— START OF Data shown —
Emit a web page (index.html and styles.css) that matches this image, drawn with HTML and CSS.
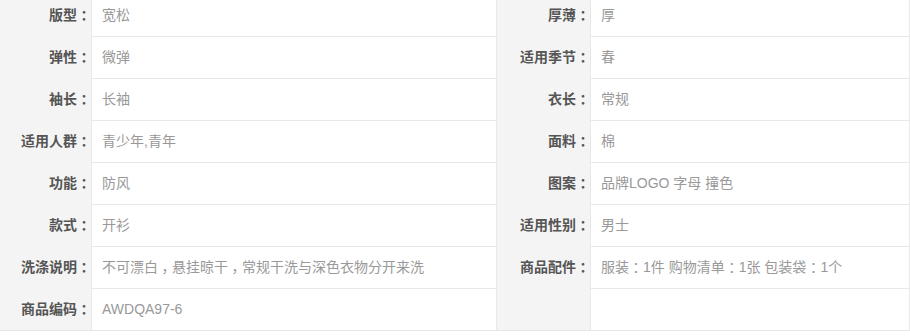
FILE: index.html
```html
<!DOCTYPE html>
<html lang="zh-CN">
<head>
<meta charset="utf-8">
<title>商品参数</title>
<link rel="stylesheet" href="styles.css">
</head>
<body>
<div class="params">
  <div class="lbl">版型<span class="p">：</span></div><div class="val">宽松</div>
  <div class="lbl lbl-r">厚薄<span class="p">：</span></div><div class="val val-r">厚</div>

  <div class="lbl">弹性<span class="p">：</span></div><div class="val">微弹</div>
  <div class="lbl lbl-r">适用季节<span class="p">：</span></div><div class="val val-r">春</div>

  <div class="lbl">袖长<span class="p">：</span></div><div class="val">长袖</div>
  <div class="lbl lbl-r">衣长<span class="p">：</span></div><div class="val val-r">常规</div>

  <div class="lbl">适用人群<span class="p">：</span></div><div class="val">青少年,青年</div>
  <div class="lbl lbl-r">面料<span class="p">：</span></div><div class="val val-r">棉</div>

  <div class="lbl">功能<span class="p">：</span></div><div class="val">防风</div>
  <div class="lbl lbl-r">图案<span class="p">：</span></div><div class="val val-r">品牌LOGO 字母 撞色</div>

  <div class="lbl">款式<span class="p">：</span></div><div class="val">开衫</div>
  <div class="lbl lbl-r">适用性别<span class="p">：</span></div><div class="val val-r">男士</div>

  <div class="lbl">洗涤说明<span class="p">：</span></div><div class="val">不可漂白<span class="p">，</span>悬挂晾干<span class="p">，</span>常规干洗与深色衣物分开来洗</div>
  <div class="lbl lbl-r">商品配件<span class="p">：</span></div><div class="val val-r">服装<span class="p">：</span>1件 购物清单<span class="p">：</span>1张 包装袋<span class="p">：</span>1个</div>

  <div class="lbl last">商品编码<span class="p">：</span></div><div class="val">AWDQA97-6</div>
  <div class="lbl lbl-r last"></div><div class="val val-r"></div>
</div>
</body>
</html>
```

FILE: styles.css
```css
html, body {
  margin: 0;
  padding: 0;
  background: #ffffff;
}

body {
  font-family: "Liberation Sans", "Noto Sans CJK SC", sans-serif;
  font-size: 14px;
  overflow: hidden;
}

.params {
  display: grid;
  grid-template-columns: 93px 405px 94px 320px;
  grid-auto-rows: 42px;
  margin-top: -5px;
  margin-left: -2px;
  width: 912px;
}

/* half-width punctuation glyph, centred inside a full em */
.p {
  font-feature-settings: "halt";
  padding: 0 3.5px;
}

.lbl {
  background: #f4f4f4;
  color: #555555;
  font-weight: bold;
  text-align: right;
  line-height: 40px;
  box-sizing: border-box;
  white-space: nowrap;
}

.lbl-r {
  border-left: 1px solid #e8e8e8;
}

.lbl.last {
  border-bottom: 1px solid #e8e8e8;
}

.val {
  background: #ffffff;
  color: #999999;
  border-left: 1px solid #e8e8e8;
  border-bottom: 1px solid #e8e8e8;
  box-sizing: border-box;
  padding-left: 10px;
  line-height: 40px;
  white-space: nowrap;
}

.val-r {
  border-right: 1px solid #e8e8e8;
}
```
— END OF Data shown —
— START OF Data shown —
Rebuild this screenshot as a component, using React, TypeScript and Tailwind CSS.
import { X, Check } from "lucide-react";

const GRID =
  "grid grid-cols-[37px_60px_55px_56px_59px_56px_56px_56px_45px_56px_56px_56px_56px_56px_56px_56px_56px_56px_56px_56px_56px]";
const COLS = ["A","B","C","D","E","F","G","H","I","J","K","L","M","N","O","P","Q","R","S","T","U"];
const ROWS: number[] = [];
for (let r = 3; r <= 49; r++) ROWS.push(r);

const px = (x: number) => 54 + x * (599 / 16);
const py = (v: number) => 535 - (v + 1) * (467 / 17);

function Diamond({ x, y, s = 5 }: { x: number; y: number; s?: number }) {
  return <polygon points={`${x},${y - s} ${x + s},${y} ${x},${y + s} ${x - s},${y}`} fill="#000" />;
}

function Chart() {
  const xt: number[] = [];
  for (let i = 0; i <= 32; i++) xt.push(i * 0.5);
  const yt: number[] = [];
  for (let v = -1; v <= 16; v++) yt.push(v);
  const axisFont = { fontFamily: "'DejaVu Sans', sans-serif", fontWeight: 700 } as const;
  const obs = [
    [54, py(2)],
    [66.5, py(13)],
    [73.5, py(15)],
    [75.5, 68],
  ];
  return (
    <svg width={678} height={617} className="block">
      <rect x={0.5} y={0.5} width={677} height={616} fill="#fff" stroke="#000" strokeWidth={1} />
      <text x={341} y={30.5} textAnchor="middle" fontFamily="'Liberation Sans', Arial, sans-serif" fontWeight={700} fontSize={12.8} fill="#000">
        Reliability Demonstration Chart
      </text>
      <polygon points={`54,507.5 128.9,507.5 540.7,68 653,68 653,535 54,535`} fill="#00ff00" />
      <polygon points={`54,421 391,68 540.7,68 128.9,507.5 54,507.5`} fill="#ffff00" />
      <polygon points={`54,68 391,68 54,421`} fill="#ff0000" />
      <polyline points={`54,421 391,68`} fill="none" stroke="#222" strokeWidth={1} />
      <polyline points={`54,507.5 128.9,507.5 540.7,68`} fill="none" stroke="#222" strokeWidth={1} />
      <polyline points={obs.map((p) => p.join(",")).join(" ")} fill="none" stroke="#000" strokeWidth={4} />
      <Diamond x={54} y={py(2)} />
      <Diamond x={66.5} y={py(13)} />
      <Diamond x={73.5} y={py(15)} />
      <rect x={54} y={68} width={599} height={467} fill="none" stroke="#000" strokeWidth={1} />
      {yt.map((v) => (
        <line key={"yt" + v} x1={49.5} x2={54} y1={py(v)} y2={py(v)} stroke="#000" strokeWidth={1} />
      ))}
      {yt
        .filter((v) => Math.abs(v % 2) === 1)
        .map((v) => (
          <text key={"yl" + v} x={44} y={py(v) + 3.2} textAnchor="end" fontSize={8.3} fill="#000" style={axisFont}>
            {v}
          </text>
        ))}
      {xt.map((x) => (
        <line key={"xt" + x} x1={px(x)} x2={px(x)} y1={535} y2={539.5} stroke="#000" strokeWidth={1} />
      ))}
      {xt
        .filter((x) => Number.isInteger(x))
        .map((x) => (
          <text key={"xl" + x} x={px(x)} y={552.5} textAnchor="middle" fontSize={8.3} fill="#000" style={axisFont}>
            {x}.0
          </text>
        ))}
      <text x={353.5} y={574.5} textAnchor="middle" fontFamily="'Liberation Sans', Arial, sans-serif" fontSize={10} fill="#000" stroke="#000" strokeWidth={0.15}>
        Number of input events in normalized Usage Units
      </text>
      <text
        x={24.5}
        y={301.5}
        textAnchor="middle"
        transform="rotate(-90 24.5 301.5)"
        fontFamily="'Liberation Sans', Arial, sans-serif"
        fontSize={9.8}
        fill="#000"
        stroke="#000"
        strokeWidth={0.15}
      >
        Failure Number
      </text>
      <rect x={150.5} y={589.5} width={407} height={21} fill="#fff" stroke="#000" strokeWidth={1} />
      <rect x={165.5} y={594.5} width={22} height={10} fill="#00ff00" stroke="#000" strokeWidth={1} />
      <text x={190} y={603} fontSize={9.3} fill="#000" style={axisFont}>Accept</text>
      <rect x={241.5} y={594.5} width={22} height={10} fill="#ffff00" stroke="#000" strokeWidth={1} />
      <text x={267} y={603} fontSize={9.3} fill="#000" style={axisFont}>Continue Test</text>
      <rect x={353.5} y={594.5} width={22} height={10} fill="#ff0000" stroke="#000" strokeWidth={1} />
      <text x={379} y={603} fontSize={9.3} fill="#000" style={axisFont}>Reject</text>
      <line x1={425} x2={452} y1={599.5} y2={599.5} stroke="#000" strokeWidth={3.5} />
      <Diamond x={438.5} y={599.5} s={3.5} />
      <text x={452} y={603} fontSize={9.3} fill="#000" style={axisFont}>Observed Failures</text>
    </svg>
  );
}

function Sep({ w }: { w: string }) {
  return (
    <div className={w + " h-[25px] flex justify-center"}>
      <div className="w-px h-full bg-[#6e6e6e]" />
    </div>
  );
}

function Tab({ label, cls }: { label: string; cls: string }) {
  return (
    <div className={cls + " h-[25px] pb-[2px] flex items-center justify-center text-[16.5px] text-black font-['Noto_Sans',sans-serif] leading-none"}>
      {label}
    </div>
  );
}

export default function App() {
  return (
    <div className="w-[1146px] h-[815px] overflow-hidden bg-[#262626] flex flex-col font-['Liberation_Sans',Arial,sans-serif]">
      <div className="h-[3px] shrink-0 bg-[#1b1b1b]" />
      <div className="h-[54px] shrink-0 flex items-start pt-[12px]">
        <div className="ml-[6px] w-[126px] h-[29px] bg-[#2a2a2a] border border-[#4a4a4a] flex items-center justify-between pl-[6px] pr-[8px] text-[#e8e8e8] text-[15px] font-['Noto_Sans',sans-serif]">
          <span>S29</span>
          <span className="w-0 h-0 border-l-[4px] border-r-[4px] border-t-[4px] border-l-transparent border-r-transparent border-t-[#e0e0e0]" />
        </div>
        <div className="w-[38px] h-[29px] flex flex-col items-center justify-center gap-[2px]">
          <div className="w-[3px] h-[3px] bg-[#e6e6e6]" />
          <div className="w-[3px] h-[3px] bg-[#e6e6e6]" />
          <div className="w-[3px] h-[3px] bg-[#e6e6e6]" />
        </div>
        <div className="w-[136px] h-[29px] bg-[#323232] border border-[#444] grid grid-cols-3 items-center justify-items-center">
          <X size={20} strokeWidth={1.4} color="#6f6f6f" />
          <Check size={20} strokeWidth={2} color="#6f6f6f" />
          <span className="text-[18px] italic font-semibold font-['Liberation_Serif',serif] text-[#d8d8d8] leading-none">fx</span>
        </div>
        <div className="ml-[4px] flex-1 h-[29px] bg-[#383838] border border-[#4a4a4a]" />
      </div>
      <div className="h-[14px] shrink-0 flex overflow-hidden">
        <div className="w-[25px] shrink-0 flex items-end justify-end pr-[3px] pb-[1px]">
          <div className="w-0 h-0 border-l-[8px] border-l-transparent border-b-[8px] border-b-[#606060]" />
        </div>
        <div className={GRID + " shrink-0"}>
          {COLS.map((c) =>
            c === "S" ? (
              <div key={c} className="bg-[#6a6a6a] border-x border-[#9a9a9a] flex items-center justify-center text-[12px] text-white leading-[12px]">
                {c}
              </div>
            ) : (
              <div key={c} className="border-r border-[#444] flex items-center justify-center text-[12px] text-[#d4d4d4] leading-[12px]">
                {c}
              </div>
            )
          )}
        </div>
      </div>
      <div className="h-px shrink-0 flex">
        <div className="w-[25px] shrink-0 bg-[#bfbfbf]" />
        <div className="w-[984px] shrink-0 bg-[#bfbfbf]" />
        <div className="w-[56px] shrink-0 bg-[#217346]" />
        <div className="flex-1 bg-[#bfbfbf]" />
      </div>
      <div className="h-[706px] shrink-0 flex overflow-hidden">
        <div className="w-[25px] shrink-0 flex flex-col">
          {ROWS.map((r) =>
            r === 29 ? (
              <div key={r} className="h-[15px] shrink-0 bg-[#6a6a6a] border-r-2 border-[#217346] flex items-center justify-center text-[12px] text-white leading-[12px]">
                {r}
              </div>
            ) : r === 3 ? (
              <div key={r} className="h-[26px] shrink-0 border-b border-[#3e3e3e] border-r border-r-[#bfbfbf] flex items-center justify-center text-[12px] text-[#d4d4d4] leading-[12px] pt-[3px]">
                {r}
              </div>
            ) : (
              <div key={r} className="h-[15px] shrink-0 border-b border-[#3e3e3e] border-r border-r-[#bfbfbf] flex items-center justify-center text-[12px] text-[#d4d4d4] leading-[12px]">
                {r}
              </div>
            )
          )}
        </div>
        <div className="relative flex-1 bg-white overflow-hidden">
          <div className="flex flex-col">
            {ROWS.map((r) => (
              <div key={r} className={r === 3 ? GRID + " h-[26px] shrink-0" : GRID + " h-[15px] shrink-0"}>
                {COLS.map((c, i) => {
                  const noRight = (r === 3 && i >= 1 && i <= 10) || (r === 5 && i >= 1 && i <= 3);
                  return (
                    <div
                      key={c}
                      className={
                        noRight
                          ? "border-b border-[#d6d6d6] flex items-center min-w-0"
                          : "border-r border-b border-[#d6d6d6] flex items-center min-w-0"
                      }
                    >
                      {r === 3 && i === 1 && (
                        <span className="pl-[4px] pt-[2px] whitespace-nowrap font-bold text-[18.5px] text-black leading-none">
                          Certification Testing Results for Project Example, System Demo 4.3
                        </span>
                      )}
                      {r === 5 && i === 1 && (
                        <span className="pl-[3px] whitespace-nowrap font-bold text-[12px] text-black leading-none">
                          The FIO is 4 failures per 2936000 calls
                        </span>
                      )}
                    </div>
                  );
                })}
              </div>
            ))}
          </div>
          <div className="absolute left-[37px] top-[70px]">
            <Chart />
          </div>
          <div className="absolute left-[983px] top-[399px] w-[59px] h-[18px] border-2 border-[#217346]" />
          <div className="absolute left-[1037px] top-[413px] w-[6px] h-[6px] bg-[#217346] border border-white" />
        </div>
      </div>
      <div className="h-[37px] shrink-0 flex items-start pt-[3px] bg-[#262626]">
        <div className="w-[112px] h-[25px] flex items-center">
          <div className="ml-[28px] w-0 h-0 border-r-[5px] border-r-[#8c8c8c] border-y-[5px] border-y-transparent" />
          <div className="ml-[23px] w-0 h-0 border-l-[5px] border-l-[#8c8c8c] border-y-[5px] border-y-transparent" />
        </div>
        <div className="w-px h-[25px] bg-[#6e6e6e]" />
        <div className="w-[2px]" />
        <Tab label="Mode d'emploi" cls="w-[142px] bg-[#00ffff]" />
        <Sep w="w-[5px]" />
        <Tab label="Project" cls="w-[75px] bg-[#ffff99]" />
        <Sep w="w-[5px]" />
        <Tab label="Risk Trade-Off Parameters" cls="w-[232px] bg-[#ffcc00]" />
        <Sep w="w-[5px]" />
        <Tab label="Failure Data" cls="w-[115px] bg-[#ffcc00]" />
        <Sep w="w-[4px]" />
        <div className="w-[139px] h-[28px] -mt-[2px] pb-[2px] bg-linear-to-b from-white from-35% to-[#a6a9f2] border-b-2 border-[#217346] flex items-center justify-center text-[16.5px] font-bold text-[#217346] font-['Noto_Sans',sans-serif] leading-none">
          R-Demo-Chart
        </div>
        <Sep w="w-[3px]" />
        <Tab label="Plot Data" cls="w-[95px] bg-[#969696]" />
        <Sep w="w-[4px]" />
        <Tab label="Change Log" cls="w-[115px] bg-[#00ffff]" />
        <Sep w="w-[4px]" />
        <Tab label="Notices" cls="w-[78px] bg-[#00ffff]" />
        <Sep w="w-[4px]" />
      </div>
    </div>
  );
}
— END OF Data shown —
— START OF Data shown —
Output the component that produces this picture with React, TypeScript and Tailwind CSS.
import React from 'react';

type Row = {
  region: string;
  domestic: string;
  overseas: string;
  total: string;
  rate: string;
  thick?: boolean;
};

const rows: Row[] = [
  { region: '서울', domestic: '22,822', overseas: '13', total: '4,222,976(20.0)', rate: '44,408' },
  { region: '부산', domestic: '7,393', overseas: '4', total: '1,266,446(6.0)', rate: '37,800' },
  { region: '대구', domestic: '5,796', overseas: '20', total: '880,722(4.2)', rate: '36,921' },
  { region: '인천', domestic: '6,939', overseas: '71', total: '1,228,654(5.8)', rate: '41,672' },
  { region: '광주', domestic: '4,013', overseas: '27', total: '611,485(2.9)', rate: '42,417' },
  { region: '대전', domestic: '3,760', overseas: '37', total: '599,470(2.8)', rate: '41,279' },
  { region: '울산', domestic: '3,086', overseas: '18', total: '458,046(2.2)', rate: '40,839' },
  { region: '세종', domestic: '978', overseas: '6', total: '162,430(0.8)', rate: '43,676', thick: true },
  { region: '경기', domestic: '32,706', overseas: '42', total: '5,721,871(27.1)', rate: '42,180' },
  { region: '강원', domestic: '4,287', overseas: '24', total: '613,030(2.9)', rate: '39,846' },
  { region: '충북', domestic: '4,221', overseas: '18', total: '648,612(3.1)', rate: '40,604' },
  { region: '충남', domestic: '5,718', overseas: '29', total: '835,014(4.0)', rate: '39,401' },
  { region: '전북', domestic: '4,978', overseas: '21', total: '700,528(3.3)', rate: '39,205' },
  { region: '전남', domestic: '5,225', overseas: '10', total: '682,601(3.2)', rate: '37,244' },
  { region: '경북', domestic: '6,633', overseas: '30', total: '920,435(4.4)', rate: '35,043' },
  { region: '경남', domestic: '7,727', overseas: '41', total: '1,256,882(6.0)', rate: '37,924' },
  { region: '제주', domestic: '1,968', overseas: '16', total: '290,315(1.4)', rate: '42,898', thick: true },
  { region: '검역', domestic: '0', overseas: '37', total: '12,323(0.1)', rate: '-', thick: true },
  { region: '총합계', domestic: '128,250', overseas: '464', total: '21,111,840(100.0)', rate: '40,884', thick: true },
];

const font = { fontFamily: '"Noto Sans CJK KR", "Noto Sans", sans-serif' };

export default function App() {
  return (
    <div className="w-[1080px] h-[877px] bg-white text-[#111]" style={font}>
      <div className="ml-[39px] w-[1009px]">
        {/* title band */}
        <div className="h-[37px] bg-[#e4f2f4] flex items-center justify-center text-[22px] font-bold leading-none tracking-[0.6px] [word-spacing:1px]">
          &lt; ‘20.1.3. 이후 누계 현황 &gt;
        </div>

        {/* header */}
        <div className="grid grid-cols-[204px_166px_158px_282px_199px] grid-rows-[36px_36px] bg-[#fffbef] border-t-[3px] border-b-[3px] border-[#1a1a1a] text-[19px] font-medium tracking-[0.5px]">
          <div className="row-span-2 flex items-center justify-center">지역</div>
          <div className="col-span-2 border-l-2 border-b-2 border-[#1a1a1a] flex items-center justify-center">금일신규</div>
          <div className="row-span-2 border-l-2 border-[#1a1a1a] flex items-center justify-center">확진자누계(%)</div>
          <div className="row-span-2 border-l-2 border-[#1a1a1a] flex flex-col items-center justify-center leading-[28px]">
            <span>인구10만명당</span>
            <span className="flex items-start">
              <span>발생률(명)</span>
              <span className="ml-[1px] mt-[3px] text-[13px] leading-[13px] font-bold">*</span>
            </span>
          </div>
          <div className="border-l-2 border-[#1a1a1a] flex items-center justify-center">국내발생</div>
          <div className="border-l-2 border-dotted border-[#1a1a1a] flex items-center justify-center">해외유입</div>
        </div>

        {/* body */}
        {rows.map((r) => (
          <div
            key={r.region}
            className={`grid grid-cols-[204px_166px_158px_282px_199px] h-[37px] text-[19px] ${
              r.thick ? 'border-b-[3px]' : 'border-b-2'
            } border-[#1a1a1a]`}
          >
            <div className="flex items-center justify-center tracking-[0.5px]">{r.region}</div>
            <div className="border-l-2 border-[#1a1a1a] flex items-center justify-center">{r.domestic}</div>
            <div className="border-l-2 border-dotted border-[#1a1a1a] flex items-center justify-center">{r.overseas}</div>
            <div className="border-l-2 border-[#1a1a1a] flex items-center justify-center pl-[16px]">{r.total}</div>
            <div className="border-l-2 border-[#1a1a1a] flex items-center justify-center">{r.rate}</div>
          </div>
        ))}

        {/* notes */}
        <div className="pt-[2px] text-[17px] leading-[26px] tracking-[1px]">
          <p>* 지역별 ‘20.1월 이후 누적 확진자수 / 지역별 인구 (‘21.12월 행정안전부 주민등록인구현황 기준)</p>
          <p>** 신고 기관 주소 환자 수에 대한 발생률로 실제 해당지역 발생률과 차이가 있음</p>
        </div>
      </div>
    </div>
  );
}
— END OF Data shown —
Set task:
Look above for every line with the word "index" and copy it.

The completed task:
Emit a web page (index.html and styles.css) that matches this image, drawn with HTML and CSS.
FILE: index.html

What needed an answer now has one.